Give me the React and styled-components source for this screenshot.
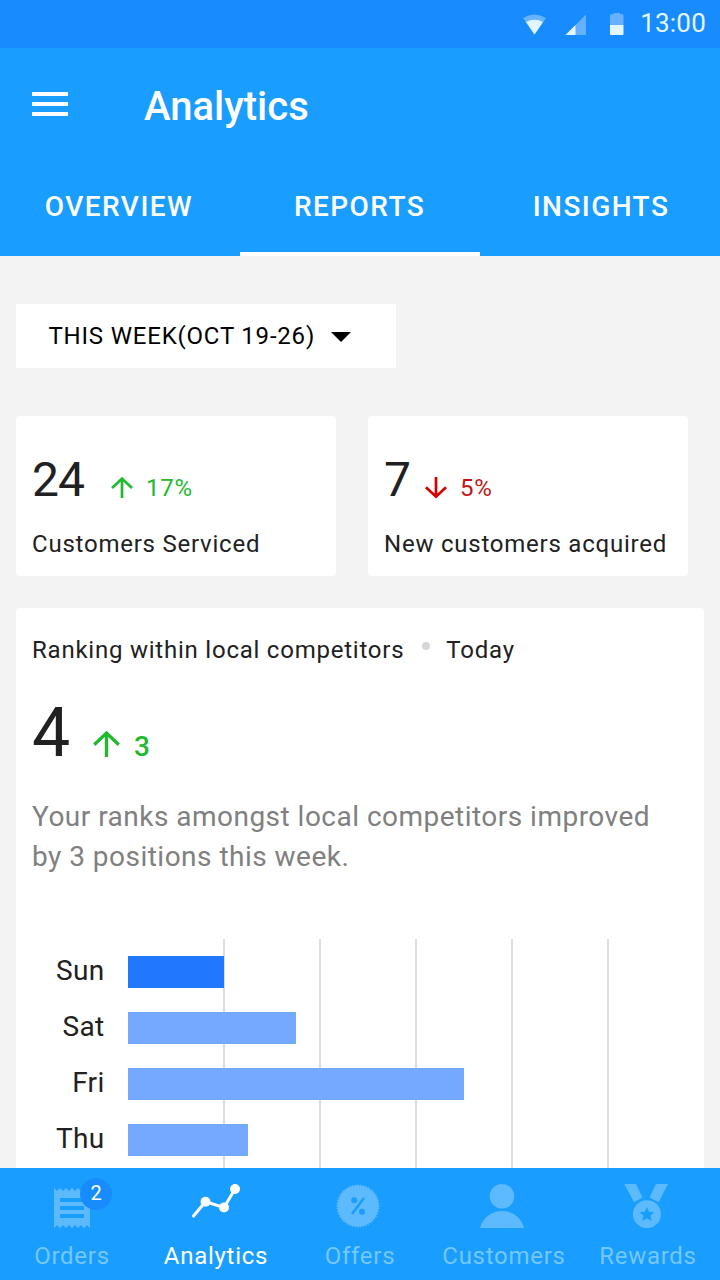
import React from 'react';
import styled, { createGlobalStyle } from 'styled-components';

const GlobalStyle = createGlobalStyle`
  *, *::before, *::after { box-sizing: border-box; }
  body { margin: 0; background: #f3f3f3; font-family: Roboto, "Liberation Sans", sans-serif; }
  button { font: inherit; border: 0; padding: 0; background: none; color: inherit; }
  svg { display: block; flex: none; }
`;

const Screen = styled.div`
  width: 720px;
  height: 1280px;
  display: flex;
  flex-direction: column;
  overflow: hidden;
  color: #212121;
`;

const StatusBar = styled.div`
  flex: none;
  height: 48px;
  padding-right: 14px;
  display: flex;
  align-items: center;
  justify-content: flex-end;
  background: #188bff;
`;

const Clock = styled.span`
  margin-left: 15px;
  padding-bottom: 2px;
  font-size: 26px;
  line-height: 46px;
  letter-spacing: 0.2px;
  color: #e4f7ff;
`;

const AppBar = styled.header`
  flex: none;
  height: 208px;
  display: flex;
  flex-direction: column;
  background: #199dff;
  color: #fff;
`;

const TitleRow = styled.div`
  height: 112px;
  padding: 0 32px;
  display: flex;
  align-items: center;
`;

const MenuButton = styled.button`
  width: 36px;
  display: flex;
  flex-direction: column;
  gap: 6px;
`;

const MenuLine = styled.span`
  height: 4px;
  background: #fff;
`;

const Title = styled.h1`
  margin: 5px 0 0 76px;
  font-size: 40px;
  line-height: 48px;
  font-weight: 500;
`;

const Tabs = styled.nav`
  flex: 1;
  display: grid;
  grid-template-columns: repeat(3, 240px);
`;

const Tab = styled.button`
  padding: ${(p) => p.$inset || '2px 0 0'};
  font-size: 28px;
  line-height: 90px;
  font-weight: 500;
  letter-spacing: 1.45px;
  border-bottom: 4px solid ${(p) => (p.$active ? '#fff' : 'transparent')};
`;

const Content = styled.main`
  flex: 1;
  min-height: 0;
  overflow: hidden;
  padding: 48px 16px 0;
  display: flex;
  flex-direction: column;
  align-items: stretch;
`;

const PeriodSelect = styled.button`
  flex: none;
  width: 380px;
  height: 64px;
  padding-left: 32.5px;
  display: flex;
  align-items: center;
  gap: 15.5px;
  background: #fff;
  color: #000;
  font-size: 24px;
  line-height: 64px;
  letter-spacing: 0.8px;

  svg { margin-top: 2px; }
`;

const Stats = styled.section`
  flex: none;
  margin: 48px 0 32px;
  display: flex;
  gap: 32px;
`;

const Card = styled.article`
  background: #fff;
  border-radius: 4px;
`;

const StatCard = styled(Card)`
  width: 320px;
  height: 160px;
  padding: 36px 16px 0;
`;

const Figures = styled.div`
  display: flex;
  align-items: baseline;
`;

const Value = styled.span`
  width: ${(p) => p.$width}px;
  font-size: ${(p) => p.$size}px;
  line-height: 56px;
  letter-spacing: -1px;
`;

const Delta = styled.span`
  display: flex;
  align-items: baseline;
  gap: ${(p) => p.$gap}px;
  font-size: ${(p) => p.$size}px;
  font-weight: ${(p) => p.$weight || 400};
  line-height: 32px;
  letter-spacing: 0.7px;
  color: ${(p) => p.$color};

  svg { transform: translateY(${(p) => p.$drop}px); }
`;

const Label = styled.div`
  font-size: 24px;
  line-height: 32px;
  letter-spacing: 0.77px;
  white-space: nowrap;
`;

const StatLabel = styled(Label)`
  margin-top: 20px;
`;

const RankingCard = styled(Card)`
  flex: none;
  padding: 26px 16px 0;
`;

const RankingHeading = styled.div`
  display: flex;
  align-items: center;
`;

const Dot = styled.i`
  width: 8px;
  height: 8px;
  margin: -8px 16px 0 18px;
  border-radius: 50%;
  background: #d6d6d6;
`;

const RankFigures = styled(Figures)`
  margin-top: 39px;
`;

const Summary = styled.p`
  margin: 34px 0 0;
  font-size: 28px;
  line-height: 40px;
  letter-spacing: 0.48px;
  color: #808080;
  white-space: nowrap;
`;

const Chart = styled.div`
  margin-top: 62px;
  display: grid;
  grid-template-columns: 72.5px 1fr;
  column-gap: 23.5px;
`;

const Days = styled.div`
  padding-top: 17px;
  display: grid;
  grid-auto-rows: 32px;
  row-gap: 24px;
  text-align: right;
  font-size: 28px;
  line-height: 30px;
  letter-spacing: 0.3px;
`;

const Plot = styled.div`
  display: grid;
  > * { grid-area: 1 / 1; }
`;

const GridLines = styled.div`
  display: flex;
  padding-left: 1px;
`;

const GridLine = styled.i`
  width: 96px;
  border-right: 2px solid #dcdcdc;
`;

const Bars = styled.div`
  padding: 17px 0 24px;
  display: grid;
  grid-auto-rows: 32px;
  row-gap: 24px;
`;

const Bar = styled.div`
  background: ${(p) => (p.$current ? '#2277ff' : '#75a9ff')};
`;

const BottomNav = styled.nav`
  flex: none;
  height: 112px;
  display: grid;
  grid-template-columns: repeat(5, 144px);
  background: #199dff;
`;

const NavItem = styled.button`
  position: relative;
  display: flex;
  flex-direction: column;
  align-items: center;
  justify-content: flex-start;
  padding-top: 12px;
  font-size: 24px;
  line-height: 32px;
  letter-spacing: 0.72px;
  color: ${(p) => (p.$active ? '#fff' : '#75c8ff')};

  svg { color: ${(p) => (p.$active ? '#fff' : '#5ebaff')}; margin-bottom: 12px; }
`;

const Badge = styled.span`
  position: absolute;
  left: 80px;
  top: 10px;
  width: 32px;
  height: 32px;
  border-radius: 50%;
  background: #188bff;
  color: #fff;
  font-size: 20px;
  line-height: 31px;
  letter-spacing: 0;
  text-align: center;
`;

const Arrow = ({ size, down }) => (
  <svg width={size} height={size} viewBox="0 0 22 22" fill="none" stroke={down ? '#d50000' : '#22b92f'} strokeWidth="2.7">
    <path d={down ? 'M11 0V20M1 10.2L11 19.700L21 10.2' : 'M11 22V2.500M1 12L11 2.500L21 12'} />
  </svg>
);

const StatusIcons = () => (
  <svg width="104" height="24" viewBox="521 12 104 24">
    <path d="M523 18Q534.500 11 546 18L534.500 34.500Z" fill="#68b3ff" />
    <path d="M526 22Q534.500 17.500 543 22L534.500 34.500Z" fill="#e3f5ff" />
    <path d="M565.500 35L586 14.500V35Z" fill="#65b1ff" />
    <path d="M565.500 35L575.500 25V35Z" fill="#e3f5ff" />
    <path d="M613.500 13H620V14.200H622Q623.500 14.200 623.500 15.500V25H610V15.500Q610 14.200 611.500 14.200H613.500Z" fill="#65b1ff" />
    <path d="M610 25H623.500V34Q623.500 35 622.500 35H611Q610 35 610 34Z" fill="#e3f5ff" />
  </svg>
);

const toothed = (left, right, y, dir) => {
  const step = (right - left) / 6;
  let d = '';
  for (let i = 0; i < 6; i += 1) {
    const a = dir > 0 ? left + i * step : right - i * step;
    d += `L${a + (dir * step) / 2} ${y + dir * 3}L${a + dir * step} ${y}`;
  }
  return d;
};

const OrdersIcon = () => (
  <svg width="48" height="48" viewBox="0 0 48 48">
    <path d={`M6 8${toothed(6, 42, 8, 1)}V48${toothed(6, 42, 48, -1)}Z`} fill="currentColor" />
    <path d="M12 20H36M12 28H36M12 36H36" stroke="#199dff" strokeWidth="4" />
  </svg>
);

const AnalyticsIcon = () => (
  <svg width="48" height="48" viewBox="0 0 48 48">
    <path d="M1.500 36L13.500 21.700L32 27.500L43 9" fill="none" stroke="currentColor" strokeWidth="3" strokeLinecap="round" />
    <circle cx="13.500" cy="21.700" r="5" fill="currentColor" />
    <circle cx="32" cy="27.500" r="5" fill="currentColor" />
    <circle cx="43" cy="9" r="5" fill="currentColor" />
  </svg>
);

const sealPoints = Array.from({ length: 96 }, (_, i) => {
  const r = i % 2 ? 20.2 : 21.8;
  const a = (i * Math.PI) / 48;
  return `${(22 + r * Math.cos(a)).toFixed(2)},${(26 + r * Math.sin(a)).toFixed(2)}`;
}).join(' ');

const OffersIcon = () => (
  <svg width="48" height="48" viewBox="0 0 48 48">
    <polygon points={sealPoints} fill="currentColor" />
    <path d="M16 34L28 18" stroke="#199dff" strokeWidth="2.500" />
    <circle cx="18.200" cy="20.200" r="3" fill="#199dff" />
    <circle cx="26" cy="31.800" r="3" fill="#199dff" />
  </svg>
);

const CustomersIcon = () => (
  <svg width="48" height="48" viewBox="0 0 48 48">
    <circle cx="22" cy="16.300" r="12.300" fill="currentColor" />
    <path d="M0 48C3 37 12 31 22 31S41 37 44 48Z" fill="currentColor" />
  </svg>
);

const RewardsIcon = () => (
  <svg width="48" height="48" viewBox="0 0 48 48">
    <path d="M0.300 4H12L18.500 17.500L10 22.200Z" fill="currentColor" />
    <path d="M44 4H32L25.500 17.500L34.500 22.200Z" fill="currentColor" />
    <circle cx="22.900" cy="34.200" r="14" fill="currentColor" />
    <path d="M22.900 27L25.100 31.800L30.400 32.200L26.400 35.700L27.700 41L22.900 38.200L18.200 41L19.500 35.700L15.500 32.200L20.800 31.800Z" fill="#199dff" />
  </svg>
);

const days = [
  { name: 'Sun', value: 96, current: true },
  { name: 'Sat', value: 168 },
  { name: 'Fri', value: 336 },
  { name: 'Thu', value: 120 },
];

const navItems = [
  { name: 'Orders', Icon: OrdersIcon, badge: 2 },
  { name: 'Analytics', Icon: AnalyticsIcon, active: true },
  { name: 'Offers', Icon: OffersIcon },
  { name: 'Customers', Icon: CustomersIcon },
  { name: 'Rewards', Icon: RewardsIcon },
];

export default function App() {
  return (
    <>
      <GlobalStyle />
      <Screen>
        <StatusBar>
          <StatusIcons />
          <Clock>13:00</Clock>
        </StatusBar>
        <AppBar>
          <TitleRow>
            <MenuButton aria-label="Menu">
              <MenuLine />
              <MenuLine />
              <MenuLine />
            </MenuButton>
            <Title>Analytics</Title>
          </TitleRow>
          <Tabs>
            <Tab $inset="2px 2px 0 0">OVERVIEW</Tab>
            <Tab $active $inset="2px 1px 0 0">REPORTS</Tab>
            <Tab $inset="2px 0 0 2px">INSIGHTS</Tab>
          </Tabs>
        </AppBar>
        <Content>
          <PeriodSelect>
            THIS WEEK(OCT 19-26)
            <svg width="20" height="10" viewBox="0 0 20 10">
              <path d="M0 0H20L10 10Z" />
            </svg>
          </PeriodSelect>
          <Stats>
            <StatCard>
              <Figures>
                <Value $size={48} $width={79}>24</Value>
                <Delta $size={24} $gap={13} $drop={2} $color="#22b92f">
                  <Arrow size={22} />
                  17%
                </Delta>
              </Figures>
              <StatLabel>Customers Serviced</StatLabel>
            </StatCard>
            <StatCard>
              <Figures>
                <Value $size={48} $width={41}>7</Value>
                <Delta $size={24} $gap={13} $drop={3} $color="#c41414">
                  <Arrow size={22} down />
                  5%
                </Delta>
              </Figures>
              <StatLabel>New customers acquired</StatLabel>
            </StatCard>
          </Stats>
          <RankingCard>
            <RankingHeading>
              <Label>Ranking within local competitors</Label>
              <Dot />
              <Label>Today</Label>
            </RankingHeading>
            <RankFigures>
              <Value $size={68} $width={60.5}>4</Value>
              <Delta $size={28} $gap={14.5} $weight={500} $drop={1} $color="#22b92f">
                <Arrow size={27} />
                3
              </Delta>
            </RankFigures>
            <Summary>
              Your ranks amongst local competitors improved
              <br />
              by 3 positions this week.
            </Summary>
            <Chart>
              <Days>
                {days.map((d) => (
                  <span key={d.name}>{d.name}</span>
                ))}
              </Days>
              <Plot>
                <GridLines>
                  {[1, 2, 3, 4, 5].map((n) => (
                    <GridLine key={n} />
                  ))}
                </GridLines>
                <Bars>
                  {days.map((d) => (
                    <Bar key={d.name} $current={d.current} style={{ width: d.value }} />
                  ))}
                </Bars>
              </Plot>
            </Chart>
          </RankingCard>
        </Content>
        <BottomNav>
          {navItems.map(({ name, Icon, active, badge }) => (
            <NavItem key={name} $active={active}>
              <Icon />
              {name}
              {badge && <Badge>{badge}</Badge>}
            </NavItem>
          ))}
        </BottomNav>
      </Screen>
    </>
  );
}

DESCRIPTION OF THE TASK:
Copy every line that contains the string "React".

REPLY TO THE TASK:
Give me the React and styled-components source for this screenshot.
import React from 'react';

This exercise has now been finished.